Further along, find tranquillity at the Tao of Tea, a teahouse that feels like a Chinese garden. Buddha statues abound and a small, trickling water fountain babbles away. The infusions come in ceramic pots warm to the touch, and just smelling them gives you visions of the places the tea leaves grew—Sri Lanka, Japan, China, and India.
In northeast, portland at its quirky best
Here’s where the city’s idiosyncratic soul finds its fullest expression, the quadrant in which both human generosity and artiste ambition take exuberant forms. Its most hallowed thoroughfare is Northeast Alberta Street.
At a store called Cord, old alarm clocks, camping lanterns, and battered can openers are arrayed like objets d’art on stark white walls. It’s hard to discern why, until owner Carey Schleicher-Haselhorst explains that her shop—named in honor of piled firewood—trades in “ranked and well-stowed” objects chosen for their simple aesthetic elegance. “Made. Found. Designed. Local. International,” reads the store’s credo.

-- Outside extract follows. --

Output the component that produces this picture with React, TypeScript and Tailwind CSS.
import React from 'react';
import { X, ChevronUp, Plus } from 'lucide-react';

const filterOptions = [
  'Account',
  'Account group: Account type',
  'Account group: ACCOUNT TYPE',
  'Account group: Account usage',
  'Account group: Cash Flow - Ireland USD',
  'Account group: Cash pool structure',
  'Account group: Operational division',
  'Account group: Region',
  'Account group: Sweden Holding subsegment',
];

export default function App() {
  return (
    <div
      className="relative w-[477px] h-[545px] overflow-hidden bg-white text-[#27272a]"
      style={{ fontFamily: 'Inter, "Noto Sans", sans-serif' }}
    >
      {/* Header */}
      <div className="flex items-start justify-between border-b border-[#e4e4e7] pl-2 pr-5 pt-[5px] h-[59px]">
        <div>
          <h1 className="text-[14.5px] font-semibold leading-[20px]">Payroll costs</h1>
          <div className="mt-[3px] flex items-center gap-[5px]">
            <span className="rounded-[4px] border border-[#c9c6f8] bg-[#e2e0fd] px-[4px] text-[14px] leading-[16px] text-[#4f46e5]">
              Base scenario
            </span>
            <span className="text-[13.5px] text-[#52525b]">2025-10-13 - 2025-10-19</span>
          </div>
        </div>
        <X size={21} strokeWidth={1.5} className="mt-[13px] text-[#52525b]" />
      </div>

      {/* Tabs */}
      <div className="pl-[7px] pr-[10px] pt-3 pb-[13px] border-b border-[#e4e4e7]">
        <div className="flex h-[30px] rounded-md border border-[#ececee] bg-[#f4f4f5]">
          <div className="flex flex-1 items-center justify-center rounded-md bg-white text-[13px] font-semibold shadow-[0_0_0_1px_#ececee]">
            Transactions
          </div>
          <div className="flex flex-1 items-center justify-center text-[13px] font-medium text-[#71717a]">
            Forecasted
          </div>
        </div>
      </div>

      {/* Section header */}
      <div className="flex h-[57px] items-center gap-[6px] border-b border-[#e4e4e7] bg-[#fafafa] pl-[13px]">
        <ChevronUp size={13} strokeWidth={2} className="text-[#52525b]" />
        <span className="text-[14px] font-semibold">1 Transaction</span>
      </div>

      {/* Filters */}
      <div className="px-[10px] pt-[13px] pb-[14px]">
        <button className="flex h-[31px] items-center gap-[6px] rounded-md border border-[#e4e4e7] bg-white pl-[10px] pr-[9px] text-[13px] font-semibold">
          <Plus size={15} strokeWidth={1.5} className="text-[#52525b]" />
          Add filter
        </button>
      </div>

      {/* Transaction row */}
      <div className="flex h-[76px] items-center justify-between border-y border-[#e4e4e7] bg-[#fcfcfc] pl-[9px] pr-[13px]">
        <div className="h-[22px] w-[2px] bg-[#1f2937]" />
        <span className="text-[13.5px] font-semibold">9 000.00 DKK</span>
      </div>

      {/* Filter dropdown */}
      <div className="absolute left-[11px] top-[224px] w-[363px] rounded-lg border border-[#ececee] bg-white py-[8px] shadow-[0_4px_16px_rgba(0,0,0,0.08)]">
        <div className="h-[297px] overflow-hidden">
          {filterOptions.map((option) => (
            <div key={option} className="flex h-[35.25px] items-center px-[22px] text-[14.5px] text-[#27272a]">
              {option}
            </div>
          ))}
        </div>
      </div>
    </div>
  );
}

At cozy Green Bean Books, a hub for neighborhood children, one vending machine dispenses finger puppets and another gives out fake mustaches. Meanwhile, at the grittier, dimly lit spot known as the Elixir Lab, home to rollicking live jazz, rock, and bluegrass shows, the house specialty is cool herbal drinks that improbably blend chaga and reishi mushroom juice with organic maple syrup. “We custom make a batch for each show,” says co-owner Stephen Ferruzza. “Then we let the frequency of each musical tone enter the drink.”

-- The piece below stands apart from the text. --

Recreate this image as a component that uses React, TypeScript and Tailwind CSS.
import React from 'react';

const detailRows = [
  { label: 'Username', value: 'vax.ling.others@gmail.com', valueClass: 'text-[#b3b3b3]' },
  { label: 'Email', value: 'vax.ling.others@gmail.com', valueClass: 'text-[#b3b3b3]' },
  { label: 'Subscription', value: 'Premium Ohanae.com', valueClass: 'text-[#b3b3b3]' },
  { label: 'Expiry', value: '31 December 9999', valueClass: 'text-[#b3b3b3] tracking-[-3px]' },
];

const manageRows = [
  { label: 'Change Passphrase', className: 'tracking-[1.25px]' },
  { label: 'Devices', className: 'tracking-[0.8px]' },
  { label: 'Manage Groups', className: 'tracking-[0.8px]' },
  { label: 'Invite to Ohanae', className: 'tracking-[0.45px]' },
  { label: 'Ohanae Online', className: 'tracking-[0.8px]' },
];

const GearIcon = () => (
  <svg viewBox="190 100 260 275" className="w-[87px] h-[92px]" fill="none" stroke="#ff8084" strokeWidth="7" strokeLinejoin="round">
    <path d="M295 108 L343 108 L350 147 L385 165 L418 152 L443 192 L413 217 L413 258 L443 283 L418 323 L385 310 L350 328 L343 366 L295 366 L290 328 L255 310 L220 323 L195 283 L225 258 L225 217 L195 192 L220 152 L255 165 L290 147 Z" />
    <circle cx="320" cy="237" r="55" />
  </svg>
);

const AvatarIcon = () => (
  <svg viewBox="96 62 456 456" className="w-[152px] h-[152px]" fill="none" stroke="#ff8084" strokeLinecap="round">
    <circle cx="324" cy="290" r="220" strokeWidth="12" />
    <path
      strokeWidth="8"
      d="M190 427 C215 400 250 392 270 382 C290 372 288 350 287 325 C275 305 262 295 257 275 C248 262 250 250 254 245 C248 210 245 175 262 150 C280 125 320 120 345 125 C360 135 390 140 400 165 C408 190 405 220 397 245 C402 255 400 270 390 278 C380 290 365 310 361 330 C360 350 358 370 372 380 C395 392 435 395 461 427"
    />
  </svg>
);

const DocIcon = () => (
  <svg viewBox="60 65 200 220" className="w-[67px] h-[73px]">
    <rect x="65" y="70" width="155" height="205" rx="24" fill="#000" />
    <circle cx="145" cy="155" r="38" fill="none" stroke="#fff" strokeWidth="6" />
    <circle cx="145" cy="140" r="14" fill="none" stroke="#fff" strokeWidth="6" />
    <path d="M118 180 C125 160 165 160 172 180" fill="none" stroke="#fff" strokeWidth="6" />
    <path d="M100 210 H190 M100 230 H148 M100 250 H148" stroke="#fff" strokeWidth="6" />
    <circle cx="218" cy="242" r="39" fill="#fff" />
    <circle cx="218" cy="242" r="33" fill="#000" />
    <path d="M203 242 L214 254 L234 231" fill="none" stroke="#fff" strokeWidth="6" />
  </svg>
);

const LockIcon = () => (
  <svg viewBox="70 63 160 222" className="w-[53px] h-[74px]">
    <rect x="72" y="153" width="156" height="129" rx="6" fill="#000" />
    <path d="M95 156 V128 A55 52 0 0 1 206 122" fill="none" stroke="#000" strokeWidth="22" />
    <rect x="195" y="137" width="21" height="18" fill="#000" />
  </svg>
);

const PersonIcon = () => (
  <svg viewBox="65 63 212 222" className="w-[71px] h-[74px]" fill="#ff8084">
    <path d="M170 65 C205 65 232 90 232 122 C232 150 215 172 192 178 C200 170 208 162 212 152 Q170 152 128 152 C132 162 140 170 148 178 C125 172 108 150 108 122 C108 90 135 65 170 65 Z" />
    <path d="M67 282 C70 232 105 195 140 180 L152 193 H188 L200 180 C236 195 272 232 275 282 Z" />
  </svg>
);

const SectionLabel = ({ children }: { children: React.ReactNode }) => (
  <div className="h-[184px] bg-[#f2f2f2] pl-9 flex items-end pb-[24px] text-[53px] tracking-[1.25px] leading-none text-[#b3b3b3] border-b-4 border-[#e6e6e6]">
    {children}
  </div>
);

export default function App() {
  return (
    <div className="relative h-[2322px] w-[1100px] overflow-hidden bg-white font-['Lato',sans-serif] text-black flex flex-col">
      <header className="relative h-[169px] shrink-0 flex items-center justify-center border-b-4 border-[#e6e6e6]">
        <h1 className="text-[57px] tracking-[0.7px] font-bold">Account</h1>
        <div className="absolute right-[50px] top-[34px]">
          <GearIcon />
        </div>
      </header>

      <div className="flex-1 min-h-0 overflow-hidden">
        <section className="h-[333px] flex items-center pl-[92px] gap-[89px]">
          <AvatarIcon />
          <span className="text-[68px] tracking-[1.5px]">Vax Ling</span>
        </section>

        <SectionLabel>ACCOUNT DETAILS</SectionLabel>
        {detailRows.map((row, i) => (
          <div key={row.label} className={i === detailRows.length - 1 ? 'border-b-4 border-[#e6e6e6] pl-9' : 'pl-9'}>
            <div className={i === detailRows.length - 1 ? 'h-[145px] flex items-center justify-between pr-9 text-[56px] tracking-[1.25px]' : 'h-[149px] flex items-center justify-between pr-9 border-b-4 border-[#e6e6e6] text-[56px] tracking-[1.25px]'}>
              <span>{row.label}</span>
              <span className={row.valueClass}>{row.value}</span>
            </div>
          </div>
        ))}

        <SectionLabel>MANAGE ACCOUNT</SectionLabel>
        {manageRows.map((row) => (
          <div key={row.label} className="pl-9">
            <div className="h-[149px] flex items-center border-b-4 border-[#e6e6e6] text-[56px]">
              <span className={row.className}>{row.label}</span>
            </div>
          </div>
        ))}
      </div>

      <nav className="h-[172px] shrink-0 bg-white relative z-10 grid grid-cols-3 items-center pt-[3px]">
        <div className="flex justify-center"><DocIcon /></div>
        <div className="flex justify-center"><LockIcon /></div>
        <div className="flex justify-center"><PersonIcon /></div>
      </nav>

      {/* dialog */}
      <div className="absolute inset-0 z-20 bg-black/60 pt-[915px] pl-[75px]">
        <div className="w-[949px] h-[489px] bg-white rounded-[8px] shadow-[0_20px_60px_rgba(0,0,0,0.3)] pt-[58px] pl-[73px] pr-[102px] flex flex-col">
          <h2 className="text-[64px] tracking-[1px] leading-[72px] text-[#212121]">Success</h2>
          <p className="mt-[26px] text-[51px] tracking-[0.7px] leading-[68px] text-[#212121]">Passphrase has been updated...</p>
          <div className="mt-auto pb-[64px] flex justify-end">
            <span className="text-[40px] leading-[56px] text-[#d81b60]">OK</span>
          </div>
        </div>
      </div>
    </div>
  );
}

The biggest draw on Alberta, always, is Salt & Straw, the famed ice cream shop with an inventive, ever-changing scoop menu. Favorites include the delectable honey balsamic strawberry with cracked pepper and a spring specialty, dandelion flower sorbet. On warm nights, there is often a half-hour line snaking along the sidewalk—and it’s a party. “People hang out and meet their neighbors,” head chef Tyler Malek says. “Every single day, someone comes up to the counter and says, ‘I’ll buy the cone for the person behind me.’ The mood is happy and festive. It’s Portland.”